In 2010 and 2011, Wyllie spent nearly $45,000 in public funds to build Superdog, a dog training school that Tingley said had “no student benefit.” That school is run by a trainer who has worked with Wyllie and his dogs.
From 2013 to 2015, a time when the district’s financial situation was rapidly deteriorating, the district paid out $272,000 in retirement bonuses for 18 employees, including $16,000 for Wyllie, records show.
The district has also paid $199,113 in penalties to the state pension system.
During his last three years as superintendent, while the district’s finances tumbled, records show Wyllie also used his district-issued credit card to pay for meals, dog training books, hundreds of leadership texts, dozens of sweaters and a $106 teddy bear for his office.
More recently, Lincoln-Way emailed parents last month to say it is issuing refunds to driver’s ed students who were improperly charged $350 for classes, a mistake the district estimated would cost about $400,000.
The district was given more than a year’s notice that it had to renew its permission from the state to charge $350 but the district won’t explain how it failed to get state approval to charge $350.
Days after news of the $400,000 mistake broke, the board accepted Assistant Superintendent for Business Ron Sawin’s early retirement and released a copy of his retirement agreement, showing there is “currently a dispute” between Lincoln-Way and Sawin over his job performance.

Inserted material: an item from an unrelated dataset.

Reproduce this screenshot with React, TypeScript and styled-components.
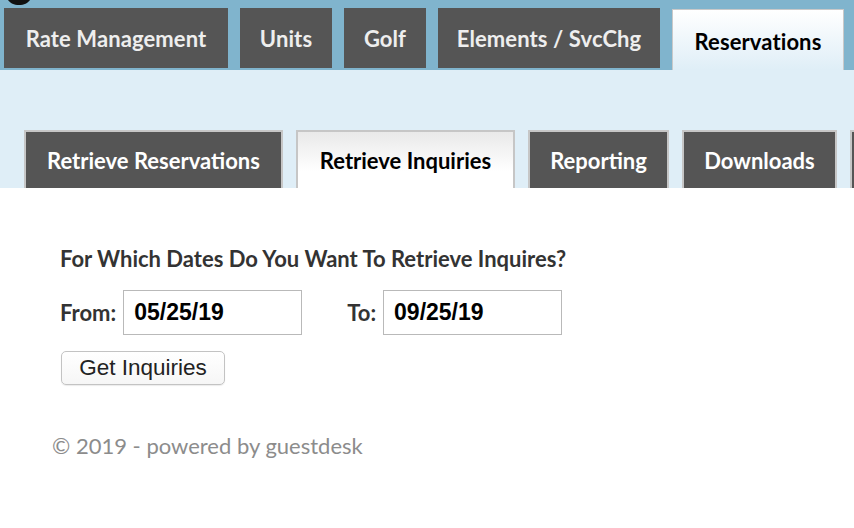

Wyllie’s annuity is particularly controversial because he is already collecting a $312,000 pension from the state. That figure has drawn criticism not only because of its size but because it was derived using an obscure, now-abolished actuarial calculation that boosted Wyllie’s payout higher than any salary he’d ever received from the district.
Brian Murray, a Frankfort resident, said he was upset by the annuity approval process, which he said wasn’t transparent. Murray also said that the annuity is excessive because the school district already knew Wyllie had a taxpayer-funded pension coming.
“It seems wrong to me,” Murray said.